TO DO:
Give the listing again exactly, omitting its images.

### DATASET ENTRIES ###

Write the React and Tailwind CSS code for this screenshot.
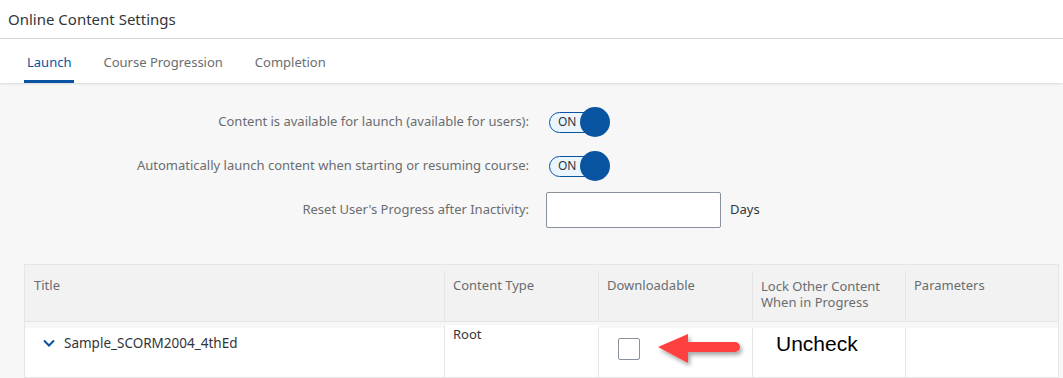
import React from "react";

function Toggle() {
  return (
    <div className="flex items-center">
      <div className="w-[47px] h-[21px] rounded-full border border-[#0854a0] bg-[#ebf5fe] flex items-center pl-[8px] text-[12px] text-[#32363a]">
        ON
      </div>
      <div className="w-[30px] h-[30px] rounded-full bg-[#0854a0] -ml-[16px]" />
    </div>
  );
}

function Arrow() {
  return (
    <svg width="90" height="40" viewBox="0 0 90 40" className="overflow-visible">
      <defs>
        <filter id="sh" x="-20%" y="-40%" width="150%" height="200%">
          <feDropShadow dx="2" dy="3" stdDeviation="2" floodColor="#000" floodOpacity="0.35" />
        </filter>
      </defs>
      <g filter="url(#sh)">
        <path d="M2 17 L32 4 L32 12 L79 12 A5 5 0 0 1 79 22 L32 22 L32 33 Z" fill="#ff4040" />
      </g>
    </svg>
  );
}

export default function App() {
  const font = { fontFamily: '"Noto Sans", "Liberation Sans", Arial, sans-serif' };
  return (
    <div className="w-[1063px] h-[378px] bg-[#f7f7f7] overflow-hidden" style={font}>
      <div className="h-[39px] bg-white flex items-center pl-[8px] text-[15px] text-[#32363a] border-b border-[#d9d9d9]">
        Online Content Settings
      </div>
      <div className="h-[44px] bg-white flex items-stretch pl-[24px] gap-[26px] text-[13px] shadow-[0_1px_2px_rgba(0,0,0,0.12)] relative">
        <div className="px-[3px] flex items-center text-[#0854a0] border-b-[3px] border-[#0854a0] pt-[7px]">Launch</div>
        <div className="px-[3px] flex items-center text-[#6a6d70] pt-[7px] border-b-[3px] border-transparent">Course Progression</div>
        <div className="px-[3px] flex items-center text-[#6a6d70] pt-[7px] border-b-[3px] border-transparent">Completion</div>
      </div>
      <div className="pt-[17px] text-[13px] text-[#6a6d70]">
        <div className="flex items-center h-[44px]">
          <div className="w-[529px] text-right">Content is available for launch (available for users):</div>
          <div className="ml-[20px]"><Toggle /></div>
        </div>
        <div className="flex items-center h-[44px]">
          <div className="w-[529px] text-right">Automatically launch content when starting or resuming course:</div>
          <div className="ml-[20px]"><Toggle /></div>
        </div>
        <div className="flex items-center h-[44px]">
          <div className="w-[529px] text-right">Reset User's Progress after Inactivity:</div>
          <div className="ml-[17px] w-[175px] h-[36px] bg-white border border-[#89919a] rounded-[2px]" />
          <div className="ml-[9px] text-[#32363a]">Days</div>
        </div>
      </div>
      <div className="ml-[24px] mt-[32px] w-[1035px] border border-[#e5e5e5] text-[13px]">
        <div className="grid grid-cols-[419px_154px_154px_153px_1fr] bg-[#f2f2f2] h-[56px] pt-[6px]">
          <div className="px-[9px] pt-[5px] text-[#6a6d70]">Title</div>
          <div className="px-[8px] pt-[5px] text-[#6a6d70] border-l border-[#e5e5e5]">Content Type</div>
          <div className="px-[8px] pt-[5px] text-[#6a6d70] border-l border-[#e5e5e5]">Downloadable</div>
          <div className="px-[8px] pt-[7px] text-[#6a6d70] border-l border-[#e5e5e5] leading-[16px]">Lock Other Content<br />When in Progress</div>
          <div className="px-[8px] pt-[5px] text-[#6a6d70] border-l border-[#e5e5e5]">Parameters</div>
        </div>
        <div className="border-t border-[#e5e5e5] grid grid-cols-[419px_154px_154px_153px_1fr] h-[56px]">
          <div className="bg-[#f7f7f7] h-[6px] col-span-5" />
          <div className="bg-white flex items-start pt-[5px] pl-[17px] text-[#32363a] text-[13.5px] h-[49px]">
            <svg width="14" height="14" viewBox="0 0 14 14" className="mt-[3px]">
              <path d="M2 4.5 L7 9.5 L12 4.5" fill="none" stroke="#0854a0" strokeWidth="2" />
            </svg>
            <span className="ml-[8px]">Sample_SCORM2004_4thEd</span>
          </div>
          <div className="bg-white border-l border-[#e5e5e5] px-[8px] pt-[0px] -mt-[3px] text-[#32363a]">Root</div>
          <div className="bg-white border-l border-[#e5e5e5] relative">
            <div className="absolute left-[19px] top-[10px] w-[22px] h-[22px] border border-[#89919a] rounded-[2px] bg-white" />
            <div className="absolute left-[57px] top-[2px]"><Arrow /></div>
          </div>
          <div className="bg-white border-l border-[#e5e5e5] pl-[23px] pt-[0px] text-[21px] text-black" style={{ fontFamily: '"Liberation Sans", Arial, sans-serif' }}>Uncheck</div>
          <div className="bg-white border-l border-[#e5e5e5]" />
        </div>
      </div>
    </div>
  );
}
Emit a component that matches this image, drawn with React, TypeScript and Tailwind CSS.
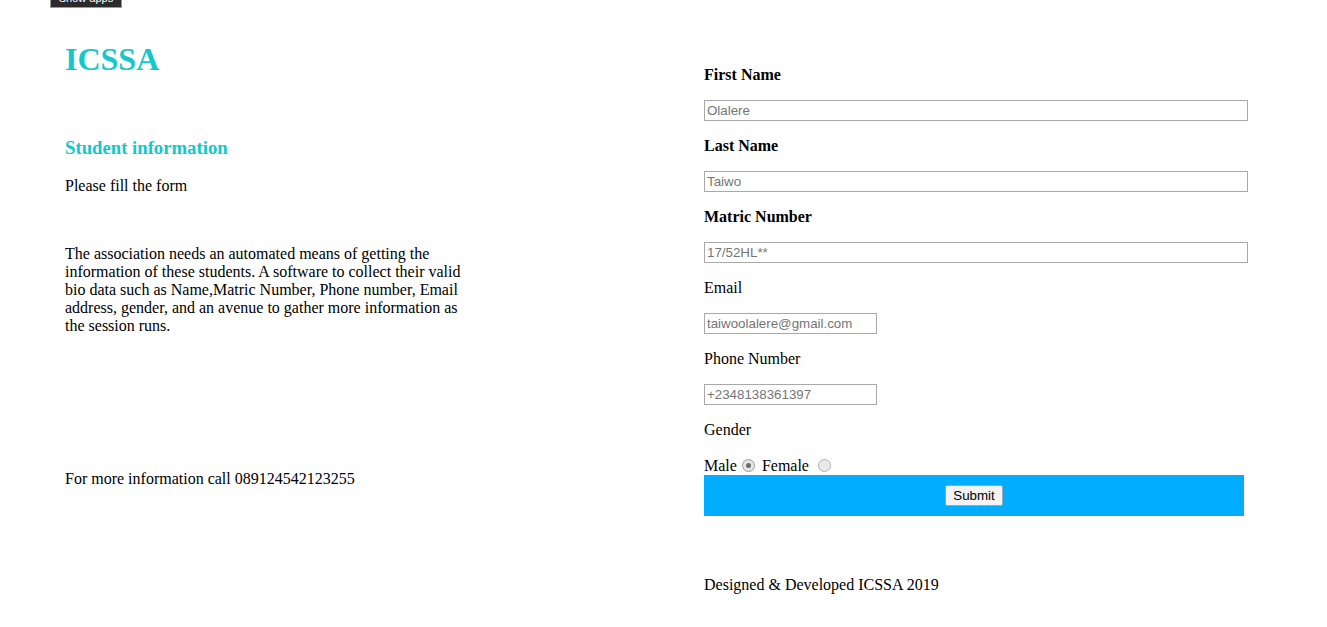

###

TASK RESPONSE:
Write the React and Tailwind CSS code for this screenshot.
import React from "react";

function Toggle() {
  return (
    <div className="flex items-center">
      <div className="w-[47px] h-[21px] rounded-full border border-[#0854a0] bg-[#ebf5fe] flex items-center pl-[8px] text-[12px] text-[#32363a]">
        ON
      </div>
      <div className="w-[30px] h-[30px] rounded-full bg-[#0854a0] -ml-[16px]" />
    </div>
  );
}

function Arrow() {
  return (
    <svg width="90" height="40" viewBox="0 0 90 40" className="overflow-visible">
      <defs>
        <filter id="sh" x="-20%" y="-40%" width="150%" height="200%">
          <feDropShadow dx="2" dy="3" stdDeviation="2" floodColor="#000" floodOpacity="0.35" />
        </filter>
      </defs>
      <g filter="url(#sh)">
        <path d="M2 17 L32 4 L32 12 L79 12 A5 5 0 0 1 79 22 L32 22 L32 33 Z" fill="#ff4040" />
      </g>
    </svg>
  );
}

export default function App() {
  const font = { fontFamily: '"Noto Sans", "Liberation Sans", Arial, sans-serif' };
  return (
    <div className="w-[1063px] h-[378px] bg-[#f7f7f7] overflow-hidden" style={font}>
      <div className="h-[39px] bg-white flex items-center pl-[8px] text-[15px] text-[#32363a] border-b border-[#d9d9d9]">
        Online Content Settings
      </div>
      <div className="h-[44px] bg-white flex items-stretch pl-[24px] gap-[26px] text-[13px] shadow-[0_1px_2px_rgba(0,0,0,0.12)] relative">
        <div className="px-[3px] flex items-center text-[#0854a0] border-b-[3px] border-[#0854a0] pt-[7px]">Launch</div>
        <div className="px-[3px] flex items-center text-[#6a6d70] pt-[7px] border-b-[3px] border-transparent">Course Progression</div>
        <div className="px-[3px] flex items-center text-[#6a6d70] pt-[7px] border-b-[3px] border-transparent">Completion</div>
      </div>
      <div className="pt-[17px] text-[13px] text-[#6a6d70]">
        <div className="flex items-center h-[44px]">
          <div className="w-[529px] text-right">Content is available for launch (available for users):</div>
          <div className="ml-[20px]"><Toggle /></div>
        </div>
        <div className="flex items-center h-[44px]">
          <div className="w-[529px] text-right">Automatically launch content when starting or resuming course:</div>
          <div className="ml-[20px]"><Toggle /></div>
        </div>
        <div className="flex items-center h-[44px]">
          <div className="w-[529px] text-right">Reset User's Progress after Inactivity:</div>
          <div className="ml-[17px] w-[175px] h-[36px] bg-white border border-[#89919a] rounded-[2px]" />
          <div className="ml-[9px] text-[#32363a]">Days</div>
        </div>
      </div>
      <div className="ml-[24px] mt-[32px] w-[1035px] border border-[#e5e5e5] text-[13px]">
        <div className="grid grid-cols-[419px_154px_154px_153px_1fr] bg-[#f2f2f2] h-[56px] pt-[6px]">
          <div className="px-[9px] pt-[5px] text-[#6a6d70]">Title</div>
          <div className="px-[8px] pt-[5px] text-[#6a6d70] border-l border-[#e5e5e5]">Content Type</div>
          <div className="px-[8px] pt-[5px] text-[#6a6d70] border-l border-[#e5e5e5]">Downloadable</div>
          <div className="px-[8px] pt-[7px] text-[#6a6d70] border-l border-[#e5e5e5] leading-[16px]">Lock Other Content<br />When in Progress</div>
          <div className="px-[8px] pt-[5px] text-[#6a6d70] border-l border-[#e5e5e5]">Parameters</div>
        </div>
        <div className="border-t border-[#e5e5e5] grid grid-cols-[419px_154px_154px_153px_1fr] h-[56px]">
          <div className="bg-[#f7f7f7] h-[6px] col-span-5" />
          <div className="bg-white flex items-start pt-[5px] pl-[17px] text-[#32363a] text-[13.5px] h-[49px]">
            <svg width="14" height="14" viewBox="0 0 14 14" className="mt-[3px]">
              <path d="M2 4.5 L7 9.5 L12 4.5" fill="none" stroke="#0854a0" strokeWidth="2" />
            </svg>
            <span className="ml-[8px]">Sample_SCORM2004_4thEd</span>
          </div>
          <div className="bg-white border-l border-[#e5e5e5] px-[8px] pt-[0px] -mt-[3px] text-[#32363a]">Root</div>
          <div className="bg-white border-l border-[#e5e5e5] relative">
            <div className="absolute left-[19px] top-[10px] w-[22px] h-[22px] border border-[#89919a] rounded-[2px] bg-white" />
            <div className="absolute left-[57px] top-[2px]"><Arrow /></div>
          </div>
          <div className="bg-white border-l border-[#e5e5e5] pl-[23px] pt-[0px] text-[21px] text-black" style={{ fontFamily: '"Liberation Sans", Arial, sans-serif' }}>Uncheck</div>
          <div className="bg-white border-l border-[#e5e5e5]" />
        </div>
      </div>
    </div>
  );
}
Emit a component that matches this image, drawn with React, TypeScript and Tailwind CSS.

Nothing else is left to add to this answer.